§ What you are asked to do
Looking at the listing beneath, work out how many lines hold "index" and report only that figure.

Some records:
+++
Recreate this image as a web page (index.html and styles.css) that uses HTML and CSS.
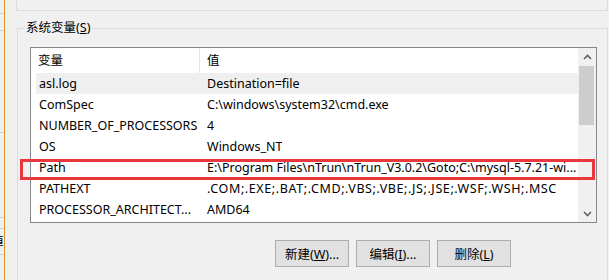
FILE: index.html
```html
<!DOCTYPE html>
<html lang="zh-CN">
<head>
    <meta charset="UTF-8">
    <title>系统变量</title>
    <link rel="stylesheet" href="styles.css">
</head>
<body>
<div class="desk">
    <div class="side">
        <div class="side-row r1"></div>
        <div class="side-row r2"></div>
        <div class="side-row r3"></div>
        <div class="side-row r4"></div>
        <div class="side-row r5"></div>
        <div class="side-row r6"><span class="cut">値</span></div>
    </div>
    <div class="dialog">
        <div class="prev-group"></div>
        <div class="group">
            <div class="group-title">系统变量(<u>S</u>)</div>
            <div class="listbox">
                <div class="table">
                    <div class="row head"><span class="c1">变量</span><span class="c2">值</span></div>
                    <div class="row item hot"><span class="c1">asl.log</span><span class="c2">Destination=file</span></div>
                    <div class="row item"><span class="c1">ComSpec</span><span class="c2">C:\windows\system32\cmd.exe</span></div>
                    <div class="row item"><span class="c1">NUMBER_OF_PROCESSORS</span><span class="c2">4</span></div>
                    <div class="row item"><span class="c1">OS</span><span class="c2">Windows_NT</span></div>
                    <div class="row item"><span class="c1">Path</span><span class="c2">E:\Program Files\nTrun\nTrun_V3.0.2\Goto;C:\mysql-5.7.21-wi...</span></div>
                    <div class="row item"><span class="c1">PATHEXT</span><span class="c2 wide">.COM;.EXE;.BAT;.CMD;.VBS;.VBE;.JS;.JSE;.WSF;.WSH;.MSC</span></div>
                    <div class="row item"><span class="c1">PROCESSOR_ARCHITECT...</span><span class="c2">AMD64</span></div>
                </div>
                <div class="scrollbar">
                    <div class="arrow">
                        <svg width="9" height="6" viewBox="0 0 9 6"><polyline points="1,5 4.5,1.5 8,5" fill="none" stroke="#606060" stroke-width="1.6"/></svg>
                    </div>
                    <div class="thumb"></div>
                    <div class="track"></div>
                    <div class="arrow">
                        <svg width="9" height="6" viewBox="0 0 9 6"><polyline points="1,1 4.5,4.5 8,1" fill="none" stroke="#606060" stroke-width="1.6"/></svg>
                    </div>
                </div>
            </div>
            <div class="buttons">
                <button class="btn">新建(<u>W</u>)...</button>
                <button class="btn">编辑(<u>I</u>)...</button>
                <button class="btn">删除(<u>L</u>)</button>
            </div>
            <!-- 标注框 -->
            <div class="mark"></div>
        </div>
    </div>
</div>
</body>
</html>
```

FILE: styles.css
```css
body {
    margin: 0;
    width: 609px;
    height: 280px;
    overflow: hidden;
    background: #f0f0f0;
    font-family: "Noto Sans", "Noto Sans CJK SC", sans-serif;
    font-size: 12.5px;
    color: #000;
}

.desk {
    display: flex;
    height: 280px;
}

.side {
    width: 4px;
    border-right: 1px solid #e69628;
    display: flex;
    flex-direction: column;
    overflow: hidden;
}

.side-row {
    box-sizing: border-box;
    border-bottom: 1px solid #d2d2d2;
}

.r1 { height: 14px; }
.r2 { height: 17px; }
.r3 { height: 102px; }
.r4 { height: 85px; }
.r5 { height: 11px; }
.r6 { height: 26px; }

.cut {
    display: block;
    margin-left: -9px;
    line-height: 24px;
    font-family: "Noto Sans CJK JP", sans-serif;
}

.dialog {
    flex: 1;
    padding-left: 11px;
    display: flex;
    flex-direction: column;
}

.prev-group {
    box-sizing: border-box;
    height: 11px;
    margin-right: 1px;
    border: 1px solid #dcdcdc;
    border-top: none;
}

.group {
    position: relative;
    flex: 1;
    margin: 17px 1px 0 1px;
    padding: 0 10px 0 12px;
    border: 1px solid #dcdcdc;
    border-bottom: none;
    display: flex;
    flex-direction: column;
}

.group-title {
    align-self: flex-start;
    margin: -9px 0 0 -6px;
    padding: 0 2px;
    line-height: 16px;
    background: #f0f0f0;
}

.listbox {
    margin-top: 11px;
    height: 174px;
    border: 1px solid #828790;
    background: #fff;
    display: flex;
}

.table {
    flex: 1;
    min-width: 0;
}

.row {
    display: flex;
    white-space: nowrap;
}

.head {
    height: 25px;
    line-height: 25px;
}

.head .c1 {
    width: 161px;
    padding-left: 7px;
    border-right: 1px solid #e5e5e5;
}

.head .c2 {
    padding-left: 7px;
}

.item {
    height: 21px;
    line-height: 21px;
    margin-left: 5px;
}

.item .c1 {
    width: 160px;
    padding-left: 3px;
    overflow: hidden;
}

.item .c2 {
    padding-left: 8px;
    overflow: hidden;
}

.item .wide {
    letter-spacing: 0.6px;
}

.hot {
    background: #efefef;
}

.scrollbar {
    width: 18px;
    background: #f0f0f0;
    display: flex;
    flex-direction: column;
}

.arrow {
    height: 17px;
    display: flex;
    align-items: center;
    justify-content: center;
}

.thumb {
    height: 59px;
    margin: 1px 2px 0 1px;
    background: #cdcdcd;
}

.track {
    flex: 1;
}

.buttons {
    display: flex;
    justify-content: flex-end;
    gap: 7px;
    margin: 17px 86px 0 0;
}

.btn {
    width: 74px;
    height: 27px;
    padding: 0;
    background: #e1e1e1;
    border: 1px solid #adadad;
    font-family: "Noto Sans", "Noto Sans CJK SC", sans-serif;
    font-size: 12.5px;
    color: #000;
}

.mark {
    position: absolute;
    left: 2px;
    top: 130px;
    width: 575px;
    height: 21px;
    box-sizing: border-box;
    border: 3px solid #e8383b;
}
```
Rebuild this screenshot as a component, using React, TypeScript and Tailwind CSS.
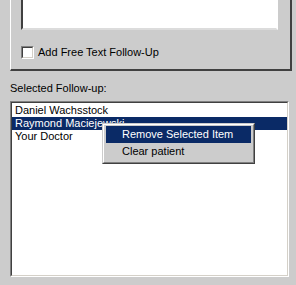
import React from "react";

export default function App() {
  const font = { fontFamily: '"Liberation Sans", Arial, sans-serif' };
  return (
    <div
      className="relative w-[296px] h-[285px] bg-[#cccccc] text-[11px] leading-[13px] text-black overflow-hidden"
      style={font}
    >
      {/* group box (top cut off) */}
      <div className="ml-[10px] w-[282px] h-[71px] border-l border-l-white border-r-2 border-r-[#404040] border-b-2 border-b-[#404040] pl-[10px]">
        <div className="w-[257px] h-[30px] bg-white border-l-2 border-l-[#404040] border-r-2 border-r-white border-b-2 border-b-[#dcdcdc]" />
        <div className="flex items-center mt-[16px] h-[13px]">
          <div className="w-[13px] h-[13px] bg-white border border-t-[#808080] border-l-[#808080] border-r-white border-b-white">
            <div className="w-full h-full border border-t-[#404040] border-l-[#404040] border-r-[#d4d0c8] border-b-[#d4d0c8]" />
          </div>
          <span className="ml-[4px]">Add Free Text Follow-Up</span>
        </div>
      </div>

      <div className="ml-[10px] mt-[11px] h-[13px]">Selected Follow-up:</div>

      <div className="ml-[10px] mt-[6px] w-[279px] h-[176px] bg-white border border-t-[#808080] border-l-[#808080] border-r-white border-b-white">
        <div className="w-full h-full border border-t-[#404040] border-l-[#404040] border-r-[#d4d0c8] border-b-[#d4d0c8] pt-px">
          <div className="h-[13px] pl-[3px]">Daniel Wachsstock</div>
          <div className="h-[13px] pl-[3px] bg-[#0a2a66] text-white">Raymond Maciejewski</div>
          <div className="h-[13px] pl-[3px]">Your Doctor</div>
        </div>
      </div>

      {/* context menu */}
      <div className="absolute left-[102px] top-[123px] w-[153px] h-[41px] bg-[#cccccc] border border-t-[#cccccc] border-l-[#cccccc] border-r-[#404040] border-b-[#404040]">
        <div className="w-full h-full border border-t-white border-l-white border-r-[#808080] border-b-[#808080] pt-px px-[2px]">
          <div className="h-[17px] flex items-center pl-[16px] bg-[#0a2a66] text-white">Remove Selected Item</div>
          <div className="h-[17px] flex items-center pl-[16px]">Clear patient</div>
        </div>
      </div>
    </div>
  );
}
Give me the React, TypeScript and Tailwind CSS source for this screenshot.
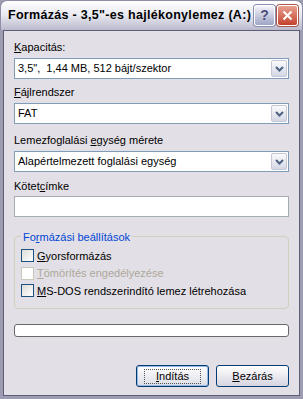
const font = { fontFamily: '"Liberation Sans", Arial, sans-serif' };

function Chevron() {
  return (
    <svg width="9" height="6" viewBox="0 0 9 6">
      <path d="M1 1 L4.5 4.5 L8 1" fill="none" stroke="#4d6185" strokeWidth="2" />
    </svg>
  );
}

function Combo({ value }: { value: string }) {
  return (
    <div className="flex h-[21px] items-center border border-[#7f9db9] bg-white">
      <div className="flex-1 whitespace-pre pl-[3px] text-[11px] text-black">{value}</div>
      <div className="mr-[1px] flex h-[17px] w-[16px] items-center justify-center rounded-[2px] border border-[#c3c7d6] bg-gradient-to-b from-[#fbfbfd] to-[#d4d7e4]">
        <Chevron />
      </div>
    </div>
  );
}

function Check({ label, u, disabled }: { label: string; u: number; disabled?: boolean }) {
  return (
    <div className="flex h-[17.5px] items-center gap-[3px]">
      <div
        className={
          "h-[13px] w-[13px] border " +
          (disabled ? "border-[#cac8bb] bg-white" : "border-[#1c5180] bg-gradient-to-br from-[#dcdcd8] to-white")
        }
      />
      <span className={"text-[11px] " + (disabled ? "text-[#aca899]" : "text-black")}>
        {label.slice(0, u)}
        <span className="underline">{label[u]}</span>
        {label.slice(u + 1)}
      </span>
    </div>
  );
}

function Label({ pre, u, post }: { pre: string; u: string; post: string }) {
  return (
    <div className="h-[13px] text-[11px] leading-[13px] text-black">
      {pre}
      <span className="underline">{u}</span>
      {post}
    </div>
  );
}

export default function App() {
  return (
    <div className="flex h-[399px] w-[303px] flex-col bg-[#9c9cb2]" style={font}>
      {/* title bar */}
      <div className="flex h-[30px] shrink-0 items-center rounded-t-[7px] border border-b-0 border-[#8e8ea6] bg-gradient-to-b from-[#ffffff] via-[#e8e8f0] to-[#b9b9cc] pl-[7px] pr-[4px]">
        <div className="flex-1 truncate text-[12.5px] font-bold tracking-[0.3px] text-black">
          Formázás - 3,5"-es hajlékonylemez (A:)
        </div>
        <div className="flex gap-[2px]">
          <div className="flex h-[21px] w-[21px] items-center justify-center rounded-[3px] border border-[#ffffff] bg-gradient-to-b from-[#f4f4fa] to-[#9ea4c4] shadow-[0_0_0_1px_#8a8fb0] text-[14px] font-bold text-[#4b4f7a]">
            ?
          </div>
          <div className="flex h-[21px] w-[21px] items-center justify-center rounded-[3px] border border-[#ffffff] bg-gradient-to-b from-[#e8a090] to-[#c1402d] shadow-[0_0_0_1px_#a8574a]">
            <svg width="11" height="11" viewBox="0 0 11 11">
              <path d="M1.5 1.5 L9.5 9.5 M9.5 1.5 L1.5 9.5" stroke="#fff" strokeWidth="2" />
            </svg>
          </div>
        </div>
      </div>

      {/* body */}
      <div className="mx-[3px] mb-[3px] flex flex-1 flex-col border border-[#5d5d77] bg-[#e3dfe6] px-[10px] pt-[10px]">
        <Label pre="" u="K" post="apacitás:" />
        <div className="mt-[4px]">
          <Combo value={'3,5",  1,44 MB, 512 bájt/szektor'} />
        </div>
        <div className="mt-[7px]">
          <Label pre="" u="F" post="ájlrendszer" />
        </div>
        <div className="mt-[4px]">
          <Combo value="FAT" />
        </div>
        <div className="mt-[10px]">
          <Label pre="Lemezfoglalási " u="e" post="gység mérete" />
        </div>
        <div className="mt-[4px]">
          <Combo value="Alapértelmezett foglalási egység" />
        </div>
        <div className="mt-[8px]">
          <Label pre="Kötet" u="c" post="ímke" />
        </div>
        <div className="mt-[3px] h-[21px] border border-[#a5acb2] bg-white" />

        {/* group box */}
        <div className="relative mt-[19px] h-[73px] rounded-[4px] border border-[#d0d0bf] px-[6px] pt-[10px]">
          <div className="absolute left-[6px] top-[-8px] bg-[#e3dfe6] px-[2px] text-[11px] text-[#0046d5]">
            Fo<span className="underline">r</span>mázási beállítások
          </div>
          <Check label="Gyorsformázás" u={0} />
          <Check label="Tömörítés engedélyezése" u={0} disabled />
          <Check label="MS-DOS rendszerindító lemez létrehozása" u={0} />
        </div>

        <div className="mt-[15px] h-[13px] rounded-[3px] border border-[#686868] bg-white" />

        <div className="mt-[28px] flex justify-end gap-[7px]">
          <div className="flex h-[22px] w-[73px] items-center justify-center rounded-[3px] border border-[#003c74] bg-gradient-to-b from-[#ffffff] to-[#dcdce6] shadow-[inset_0_0_0_1px_#97b8e4] text-[11px] text-black">
            <div className="border border-dotted border-[#555] px-[11px] leading-[13px]">
              <span className="underline">I</span>ndítás
            </div>
          </div>
          <div className="flex h-[22px] w-[73px] items-center justify-center rounded-[3px] border border-[#003c74] bg-gradient-to-b from-[#ffffff] to-[#d6d4e0] text-[11px] text-black">
            <span className="underline">B</span>ezárás
          </div>
        </div>
      </div>
    </div>
  );
}
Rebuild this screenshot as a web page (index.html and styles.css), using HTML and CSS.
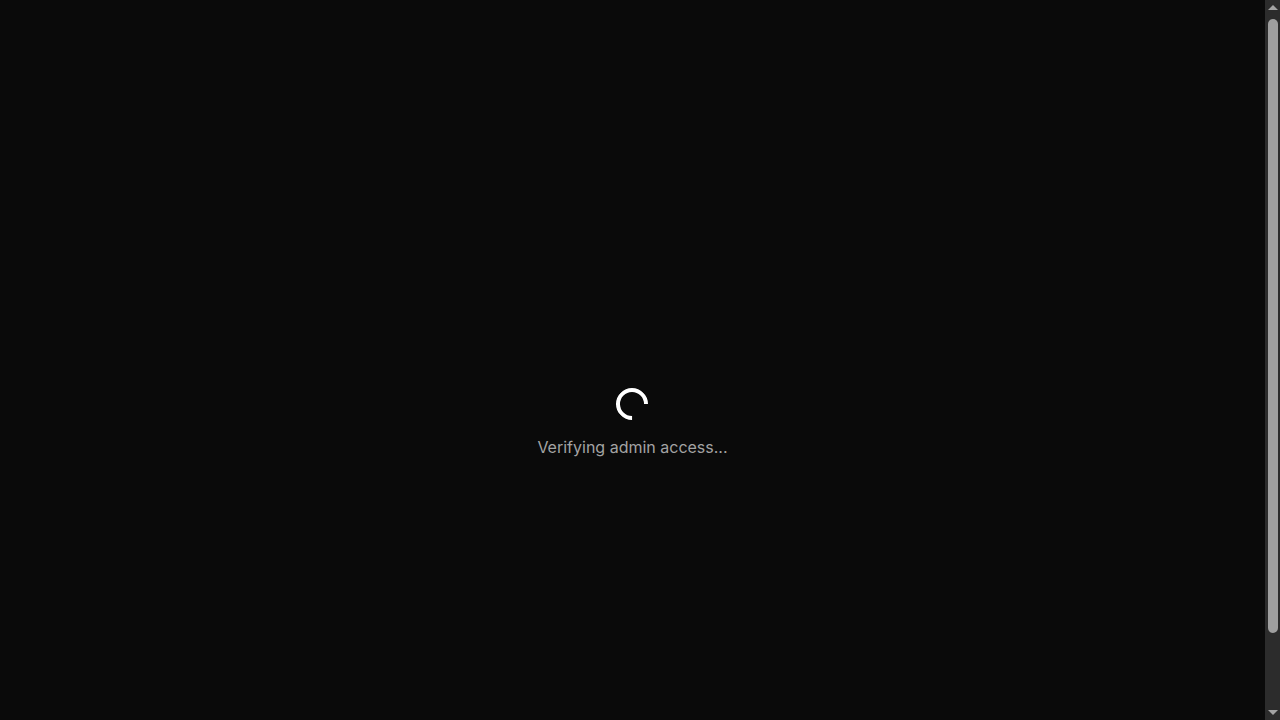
FILE: index.html
```html
<!DOCTYPE html>
<html lang="en">
<head>
<meta charset="utf-8">
<title>Admin</title>
<link rel="stylesheet" href="styles.css">
</head>
<body>
<div class="frame">
  <main class="screen">
    <div class="loader">
      <div class="spinner"></div>
      <p class="label">Verifying admin access...</p>
    </div>
  </main>
  <div class="scrollbar" aria-hidden="true">
    <div class="arrow arrow-up"></div>
    <div class="track">
      <div class="thumb"></div>
    </div>
    <div class="arrow arrow-down"></div>
  </div>
</div>
</body>
</html>
```
FILE: styles.css
```css
html {
  background: #0a0a0a;
}
body {
  margin: 0;
  background: #0a0a0a;
  font-family: Inter, "Noto Sans", sans-serif;
  overflow: hidden;
}
.frame {
  display: flex;
  height: 100vh;
}
.screen {
  flex: 1;
  box-sizing: border-box;
  padding-top: 126px;
  display: flex;
  align-items: center;
  justify-content: center;
}
.loader {
  display: flex;
  flex-direction: column;
  align-items: center;
}
.spinner {
  width: 32px;
  height: 32px;
  box-sizing: border-box;
  border: 4px solid #ffffff;
  border-right-color: transparent;
  border-radius: 50%;
  transform: rotate(45deg);
  margin-bottom: 15px;
}
.label {
  margin: 0;
  font-size: 16px;
  line-height: 24px;
  color: #a3a3a3;
}
.scrollbar {
  width: 15px;
  background: #2c2c2c;
  display: flex;
  flex-direction: column;
  align-items: center;
}
.arrow {
  width: 15px;
  height: 17px;
  display: flex;
  align-items: center;
  justify-content: center;
  flex: none;
}
.arrow::before {
  content: "";
  width: 0;
  height: 0;
  border-left: 5px solid transparent;
  border-right: 5px solid transparent;
}
.arrow-up::before {
  border-bottom: 5px solid #a3a3a3;
  margin-top: -2px;
}
.arrow-down::before {
  border-top: 5px solid #a3a3a3;
  margin-top: 2px;
}
.track {
  flex: 1;
  width: 15px;
  display: flex;
  justify-content: center;
}
.thumb {
  width: 10px;
  height: 614px;
  margin-top: 2px;
  border-radius: 5px;
  background: #9f9f9f;
}
```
+++
§ Answer in full
4